I think what you meant to say is that if temperatures are increasing equally, then efficiency goes down. And for any case where Tc is increasing faster than Th efficiency goes down along with a fair number of cases where Th is increasing faster but not fast enough than Tc.
Efficiency also doesn’t tell the whole story. You should also state explicitly that the mechanical work is a function of the efficiency and the amount of heat transferred. But since the source for all of our heat is the sun and that is “constant” then a lower efficiency will result in less mechanical work done.

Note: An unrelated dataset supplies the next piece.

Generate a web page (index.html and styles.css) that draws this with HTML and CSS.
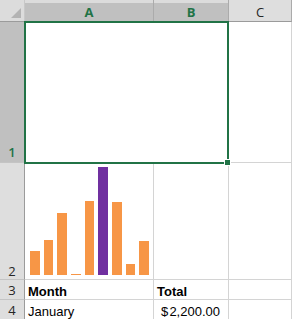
FILE: index.html
```html
<!DOCTYPE html>
<html>
<head>
<meta charset="utf-8">
<link rel="stylesheet" href="styles.css">
</head>
<body>
<div class="sheet">
  <div class="corner">
    <svg class="tri" width="25" height="22" viewBox="0 0 25 22"><polygon points="21,8 21,18 11,18" fill="#b3b3b3"/></svg>
  </div>
  <div class="colhdr sel">A</div>
  <div class="colhdr sel">B</div>
  <div class="colhdr">C</div>

  <div class="rowhdr sel r1">1</div>
  <div class="cell merged"></div>
  <div class="cell"></div>

  <div class="rowhdr r2">2</div>
  <div class="cell chartcell">
    <svg class="chart" width="128" height="116" viewBox="0 0 128 116">
      <rect x="5" y="88" width="10" height="24" fill="#f79646"/>
      <rect x="19" y="77" width="9" height="35" fill="#f79646"/>
      <rect x="32" y="50" width="10" height="62" fill="#f79646"/>
      <rect x="46" y="111" width="10" height="1" fill="#f79646"/>
      <rect x="60" y="38" width="9" height="74" fill="#f79646"/>
      <rect x="73" y="4" width="10" height="108" fill="#7030a0"/>
      <rect x="87" y="39" width="10" height="73" fill="#f79646"/>
      <rect x="101" y="101" width="9" height="11" fill="#f79646"/>
      <rect x="114" y="78" width="10" height="34" fill="#f79646"/>
    </svg>
  </div>
  <div class="cell"></div>
  <div class="cell"></div>

  <div class="rowhdr">3</div>
  <div class="cell text bold">Month</div>
  <div class="cell text bold">Total</div>
  <div class="cell"></div>

  <div class="rowhdr">4</div>
  <div class="cell text">January</div>
  <div class="cell text money"><span>$</span><span>2,200.00</span></div>
  <div class="cell"></div>

  <div class="selection"></div>
  <div class="handle"></div>
</div>
</body>
</html>
```
FILE: styles.css
```css
html, body {
  margin: 0;
  padding: 0;
  background: #ffffff;
  overflow: hidden;
}
.sheet {
  position: relative;
  display: grid;
  grid-template-columns: 25px 129px 75px 63px;
  grid-template-rows: 22px 141px 117px 20px 20px;
  width: 292px;
}
.sheet > div {
  box-sizing: border-box;
}
.corner {
  background: #dcdcdc;
  border-right: 1px solid #c8c8c8;
  border-bottom: 1px solid #9b9b9b;
}
.tri {
  display: block;
}
.colhdr {
  background: #dedede;
  border-right: 1px solid #ababab;
  border-bottom: 1px solid #9b9b9b;
  font-family: "Open Sans", "Noto Sans", sans-serif;
  font-size: 13px;
  color: #262626;
  display: flex;
  align-items: center;
  justify-content: center;
  padding-top: 3px;
  line-height: 16px;
}
.colhdr.sel {
  background: #c0c0c0;
  box-shadow: inset 0 3px 0 #dcdcdc;
  color: #217346;
  font-weight: 700;
}
.rowhdr {
  background: #dedede;
  border-right: 1px solid #9b9b9b;
  border-bottom: 1px solid #c4c4c4;
  font-family: "Open Sans", "Noto Sans", sans-serif;
  font-size: 13px;
  color: #262626;
  display: flex;
  align-items: flex-end;
  justify-content: center;
  line-height: 16px;
  padding-bottom: 1px;
}
.rowhdr.sel {
  background: #c0c0c0;
  color: #217346;
  font-weight: 600;
  padding-bottom: 2px;
}
.rowhdr.r2 {
  padding-bottom: 0;
}
.cell {
  border-right: 1px solid #d4d4d4;
  border-bottom: 1px solid #d4d4d4;
  background: #ffffff;
}
.merged {
  grid-column: span 2;
}
.chartcell {
  overflow: hidden;
}
.chart {
  display: block;
}
.text {
  font-family: "Liberation Sans", Arial, sans-serif;
  font-size: 13px;
  color: #000000;
  display: flex;
  align-items: flex-end;
  padding-left: 3px;
  line-height: 15px;
  white-space: nowrap;
}
.bold {
  font-weight: bold;
}
.money {
  justify-content: space-between;
  padding-left: 7px;
  padding-right: 8px;
}
.selection {
  position: absolute;
  left: 24px;
  top: 21px;
  width: 205px;
  height: 143px;
  border: 2px solid #217346;
  pointer-events: none;
}
.handle {
  position: absolute;
  left: 224px;
  top: 159px;
  width: 7px;
  height: 7px;
  background: #217346;
  border: 1px solid #ffffff;
}
```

Finally, the cold sink in your car example is the air at the exhaust (and ambient air around the engine) and not the intake. They happen to come from the same pool but in principle they don’t have to. I could have a tank of hot air that I inject into the cylinders, expand, and exhaust and still get work from the system. Turbo’s have intercoolers because colder air is denser air, and Turbo’s are all about recovering some of the waste heat to better aspirate the engines.
p.s. You also have an “of cause” buried in there.
Don’t overlook the Coriolis force as a primary driver of large-scale wind. These rotational forces are huge and the energy put into driving the winds and ocean currents slow down the Earth’s rotation over time — the day was just 21-22 hours long in the time of the dinosaurs.